My phone screen lit up right then, Murray Delgado's name flashing across it.
I answered.
"Beatrice! Where the hell are you?! Get back here! Lavinia fainted!"
The screaming stabbed through my eardrums.
I looked at Ivan and replied, word by word:
"If she wants a kidney, she can go to hell and get one."
I hung up. The phone slipped through the gap in the staircase railing and dropped.
Crack. The sound of it shattering echoed up the stairwell.
Ivan raised an eyebrow and held out a brown paper bag.
"Clean up. Put these on."
Half an hour later.
I'd changed into Olivia's cream-colored dress, spritzed on her woody perfume, and returned to the hospital room.
Melody sat in her chair, tears streaming down her face.
At the sound of footsteps, she reached out in my exact direction.
"Mommy."
I walked over and lifted her into my arms.
"Good girl, Melody. I'm taking you home."
The Stephens estate was a three-story villa with a private garden. Cold. Quiet. Empty.
That night, after bathing Melody and tucking her in, I tried to ease her to sleep.
She clung to my fingers and wouldn't let go.
"Mommy, you smell a little bitter today." She scrunched her nose.

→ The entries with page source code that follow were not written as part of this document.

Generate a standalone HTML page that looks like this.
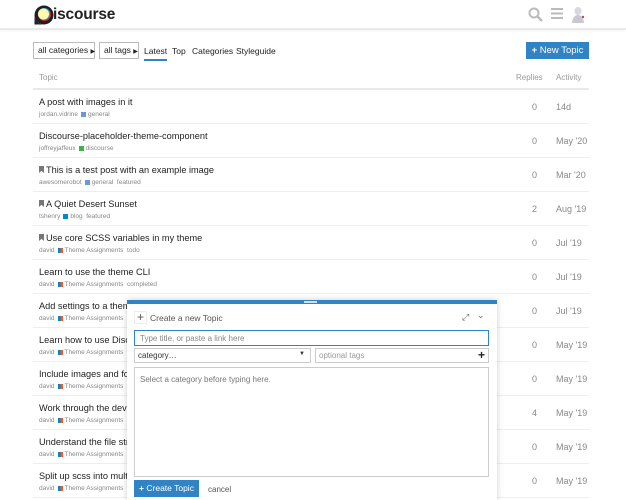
<!DOCTYPE html>
<html><head><meta charset="utf-8"><style>
*{box-sizing:border-box;margin:0;padding:0}
body{width:626px;height:500px;overflow:hidden;background:#fff;font-family:"Liberation Sans",sans-serif;color:#222;position:relative}
.hdr{position:absolute;left:0;top:0;width:626px;height:30px;border-bottom:2px solid #e9e9e9;box-shadow:0 1px 2px rgba(0,0,0,.05)}
.logo{position:absolute;top:6px;font-size:15.5px;font-weight:bold;letter-spacing:-.2px}
.btn{position:absolute;border:1px solid #bbb;font-size:8.5px;padding:0 4px;height:17px;line-height:15px;background:#fff;white-space:nowrap}
.nav{position:absolute;top:46px;font-size:8.5px;white-space:nowrap}
.row{position:absolute;left:33px;width:556px;height:34px;border-bottom:1px solid #eee}
.t{position:absolute;left:6px;top:7px;font-size:9.2px;color:#222;white-space:nowrap}
.m{position:absolute;left:6px;top:21px;font-size:6.5px;color:#888;white-space:nowrap}
.sq{display:inline-block;width:5px;height:5px;vertical-align:middle;margin:0 2px 0 3px}
.r{position:absolute;left:499px;top:12px;font-size:9px;color:#888}
.a{position:absolute;left:523px;top:12px;font-size:9px;color:#888;white-space:nowrap}
.bm{display:inline-block;width:5px;height:7px;background:#777;clip-path:polygon(0 0,100% 0,100% 100%,50% 70%,0 100%);margin-right:2px}
.ta{background:linear-gradient(90deg,#0088cc 50%,#f1592a 50%)}
.cp{position:absolute;left:127px;top:300px;width:370px;height:200px;background:#fff;border-top:4px solid #3083c4;box-shadow:0 0 6px rgba(0,0,0,.2)}
</style></head><body>
<div class="hdr">
<svg style="position:absolute;left:34px;top:5px" width="20" height="20" viewBox="0 0 20 20"><circle cx="10" cy="10" r="9.5" fill="#231f20"/><circle cx="10.5" cy="9.5" r="6.5" fill="#d0232b"/><circle cx="10" cy="9" r="6" fill="#00aeef"/><circle cx="9.5" cy="9" r="5.5" fill="#fff9ae"/><path d="M0.5 10 V19.5 H10 A9.5 9.5 0 0 1 0.5 10Z" fill="#231f20"/></svg>
<div class="logo" style="left:53px">iscourse</div>
<svg style="position:absolute;left:528px;top:7px" width="15" height="15" viewBox="0 0 15 15"><circle cx="6" cy="6" r="4.5" fill="none" stroke="#bbb" stroke-width="2"/><path d="M9.5 9.5L14 14" stroke="#bbb" stroke-width="2.5"/></svg>
<svg style="position:absolute;left:551px;top:8px" width="12" height="11"><rect y="0" width="12" height="2" fill="#bbb"/><rect y="4.5" width="12" height="2" fill="#bbb"/><rect y="9" width="12" height="2" fill="#bbb"/></svg>
<svg style="position:absolute;left:570px;top:5px" width="16" height="18" viewBox="0 0 16 18"><ellipse cx="8" cy="6" rx="3.5" ry="4" fill="#d8d8e0"/><path d="M2 18 Q3 10 8 10 Q13 10 14 18Z" fill="#c8c8d0"/><circle cx="13" cy="12" r="1.2" fill="#c44"/></svg>
</div>
<div class="btn" style="left:33px;top:42px;width:62px">all categories <span style="font-size:6px">▶</span></div>
<div class="btn" style="left:99px;top:42px;width:40px">all tags <span style="font-size:6px">▶</span></div>
<div class="nav" style="left:144px;padding-bottom:3px;border-bottom:2px solid #3083c4">Latest</div>
<div class="nav" style="left:172px">Top</div>
<div class="nav" style="left:192px">Categories</div>
<div class="nav" style="left:236px">Styleguide</div>
<div style="position:absolute;left:526px;top:42px;width:63px;height:17px;background:#3083c4;color:#fff;font-size:9.5px;line-height:17px;text-align:center;white-space:nowrap"><b>+</b> New Topic</div>
<div style="position:absolute;left:33px;top:66px;width:556px;height:24px;border-bottom:2px solid #e9e9e9;font-size:8px;color:#999">
<span style="position:absolute;left:6px;top:7px">Topic</span><span style="position:absolute;left:483px;top:7px">Replies</span><span style="position:absolute;left:523px;top:7px">Activity</span></div>

<div class="row" style="top:90px"><div class="t">A post with images in it</div><div class="m">jordan.vidrine<span class="sq" style="background:#6a9ad3"></span>general</div><div class="r">0</div><div class="a">14d</div></div>
<div class="row" style="top:124px"><div class="t">Discourse-placeholder-theme-component</div><div class="m">joffreyjaffeux<span class="sq" style="background:#3ab54a"></span>discourse</div><div class="r">0</div><div class="a">May '20</div></div>
<div class="row" style="top:158px"><div class="t"><span class="bm"></span>This is a test post with an example image</div><div class="m">awesomerobot<span class="sq" style="background:#6a9ad3"></span>general &nbsp;featured</div><div class="r">0</div><div class="a">Mar '20</div></div>
<div class="row" style="top:192px"><div class="t"><span class="bm"></span>A Quiet Desert Sunset</div><div class="m">tshenry<span class="sq" style="background:#0088cc"></span>blog &nbsp;featured</div><div class="r">2</div><div class="a">Aug '19</div></div>
<div class="row" style="top:226px"><div class="t"><span class="bm"></span>Use core SCSS variables in my theme</div><div class="m">david<span class="sq ta"></span>Theme Assignments &nbsp;todo</div><div class="r">0</div><div class="a">Jul '19</div></div>
<div class="row" style="top:260px"><div class="t">Learn to use the theme CLI</div><div class="m">david<span class="sq ta"></span>Theme Assignments &nbsp;completed</div><div class="r">0</div><div class="a">Jul '19</div></div>
<div class="row" style="top:294px"><div class="t">Add settings to a theme</div><div class="m">david<span class="sq ta"></span>Theme Assignments</div><div class="r">0</div><div class="a">Jul '19</div></div>
<div class="row" style="top:328px"><div class="t">Learn how to use Discourse</div><div class="m">david<span class="sq ta"></span>Theme Assignments</div><div class="r">0</div><div class="a">May '19</div></div>
<div class="row" style="top:362px"><div class="t">Include images and fonts</div><div class="m">david<span class="sq ta"></span>Theme Assignments</div><div class="r">0</div><div class="a">May '19</div></div>
<div class="row" style="top:396px"><div class="t">Work through the development</div><div class="m">david<span class="sq ta"></span>Theme Assignments</div><div class="r">4</div><div class="a">May '19</div></div>
<div class="row" style="top:430px"><div class="t">Understand the file structure</div><div class="m">david<span class="sq ta"></span>Theme Assignments</div><div class="r">0</div><div class="a">May '19</div></div>
<div class="row" style="top:464px"><div class="t">Split up scss into multiple files</div><div class="m">david<span class="sq ta"></span>Theme Assignments</div><div class="r">0</div><div class="a">May '19</div></div>

<div class="cp">
<div style="position:absolute;left:177px;top:-3px;width:13px;height:2px;background:#cfe2f3"></div>
<div style="position:absolute;left:7px;top:7px;width:13px;height:13px;border:1px solid #eee;text-align:center;line-height:11px;font-size:12px;color:#555">+</div>
<div style="position:absolute;left:23px;top:9px;font-size:8.5px;color:#555">Create a new Topic</div>
<div style="position:absolute;left:335px;top:8px;font-size:9px;color:#666">⤢</div>
<div style="position:absolute;left:350px;top:6px;font-size:9px;color:#666">⌄</div>
<div style="position:absolute;left:7px;top:26px;width:355px;height:16px;border:1px solid #3083c4;font-size:8px;color:#888;padding:3px 5px">Type title, or paste a link here</div>
<div style="position:absolute;left:7px;top:44px;width:177px;height:15px;border:1px solid #ccc;font-size:8px;color:#333;padding:2px 3px">category…<span style="position:absolute;right:5px;top:2px;font-size:6px">▼</span></div>
<div style="position:absolute;left:188px;top:44px;width:174px;height:15px;border:1px solid #ccc;font-size:8px;color:#999;padding:2px 3px">optional tags<span style="position:absolute;right:3px;top:-1px;font-size:12px;color:#222;font-weight:bold">+</span></div>
<div style="position:absolute;left:7px;top:63px;width:355px;height:110px;border:1px solid #ccc;font-size:8px;color:#777;padding:7px 5px">Select a category before typing here.</div>
<div style="position:absolute;left:7px;top:176px;width:65px;height:17px;background:#3083c4;color:#fff;font-size:8.5px;line-height:17px;text-align:center"><b>+</b> Create Topic</div>
<div style="position:absolute;left:81px;top:181px;font-size:8px;color:#555">cancel</div>
</div>
</body></html>
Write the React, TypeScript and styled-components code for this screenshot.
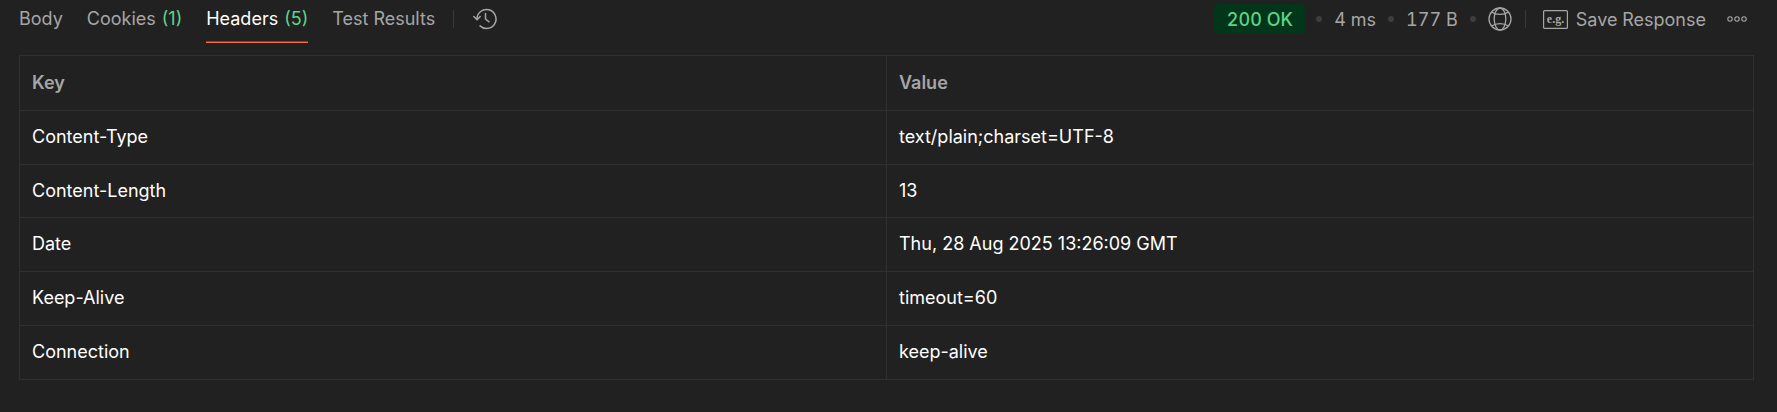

"I took some medicine." I patted her back gently.
"Are you sick, Mommy? Melody will blow it better."
She leaned in and puffed soft little breaths against my cheek.
Tears hit the comforter before I even knew they were coming.
Twenty years. Not once in twenty years had anyone asked if I was sick. Not once had anyone offered to blow the pain away.
"It doesn't hurt anymore." I buried my face in the curve of her neck.
Melody fell asleep quickly.
Even in her dreams, she held tight to the hem of my shirt, murmuring in that soft, cottony voice: "Mommy..."
In that moment, guilt pressed down on me so hard I could barely breathe.
I was someone whose own parents couldn't stand the sight of — covered in scars, riddled with sickness. What right did I have to steal love this pure?
I'd taken another woman's nest. Slipped into her place like a thief, claiming the warmth and tenderness that had belonged to her alone.
I pulled my hand free and crept out of the room.
At the far end of the second floor, a door stood slightly ajar.